Announcing CrowdZen

Solomon Rousseau
The Privacy Point
Published in
3 min readMay 23, 2017

We are excited to announce that CrowdZen has launched with UCLA Dining, as of Friday May 12, 2017 11am PST. CrowdZen provides the ability for students to “Never Wait in Line Again!”.

CrowdZen is a research project whose goal is to provide real-time preserving-preserving open data to help transform UCLA into a data driven and smart campus.

Why is this interesting and how does it compare to other universities?

CrowdZen with UCLA Dining is the first campus that provides to their students real-time privacy-preserving activity levels, to the best of our knowledge. Students are now able to optimize their schedule, check ahead how crowded popular locations on campus are, and beat the lines. The open data aspect enables students and researchers to analyze and compute the data to further provide enhancements via prediction algorithms. These algorithms would calculate how crowded a particular dining hall might be based on the menu, week of the quarter, and hour of the day.

In comparison, other universities place a web camera at the entrance. The camera does not protect student privacy as anyone on the internet can clearly see and identify the students in the video and also does not provide a privacy-preserving open data api.

How is privacy preserved?

CrowdZen advances the state-of-the-art in several key areas, as well as holding to the latest standards (e.g., no linkable identifiers). The key differentiator is that the actual location is never reported. Rather, the location is privatized and transmitted such that when the aggregate counts are calculated the “noise” or “error” attributed to the privatization is estimated and cancelled out thus giving an nearly accurate and privatized real-time count.
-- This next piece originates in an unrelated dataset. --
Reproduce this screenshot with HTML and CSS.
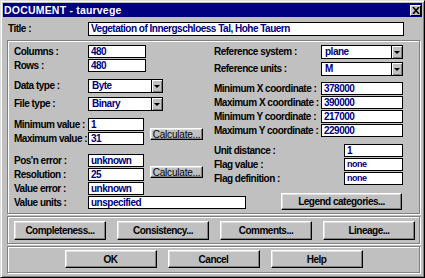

To put this in perspective, Waze users continuously upload their actual location to the Google Waze servers. There are two issues. The privacy issue is that Waze allows users to view current traffic in an arbitrary window. Thus, a malicious user simply needs to move the window to track a specific vehicle. The second issue is a denial of service attack, or rather an induced traffic jam. A malicious user can arbitrarily create and impersonate multiple vehicles in a specific area and induce traffic jams for a targeted vehicle. Since most Waze drivers simply follow Waze routes, due to the haphazard and side routes Waze suggests, the drivers would be none the wiser. While Google Waze has written a response, there is a fundamental issue. That is, the actual location is reported to Google Waze rather than privatizing the data and only uploading the privatized data.

Computing Over Privatized Data

CrowdZen introduces the first running system which aims to “compute over privatize data”. That is, only privatized data is collected and published such that all algorithms (e.g., machine learning) are computing over privatized data, rather than the actual data.

A simple example is as follows. Suppose I am at Ackerman. Rather than reporting my actual location Ackerman, I report I am at BPlate and Powell Library. That is, I am at two locations at the same time. In this case I never report my actual location Ackerman though introduce error by reporting two other locations. The key is that the “randomization” is performed via Bernoulli trials and everyone follows the same protocol and coin tosses. The coin toss biases are known so that the number of “errornoeous” reports are estimated and then subtracted from the “noisy” aggregate count. That is, error is introduced via the sampling variance and it is precisely this variance which is providing the privacy. The state-of-the-art privacy gold standard is a notion called differential privacy. Differential privacy provides the guarantee that the aggregate output released is almost independent of the presence or absence of any individual in the database. That is, regardless if a particular individual participated or not the aggregate output is pretty much the same. Thus, it is not possible to determine that particular individual’s record.

CrowdZen improves upon the notion of differential privacy and provides a form of privacy that is stronger. In subsequent posts we will examine more of the privacy state-of-the-art and innovations CrowdZen introduces.

--

--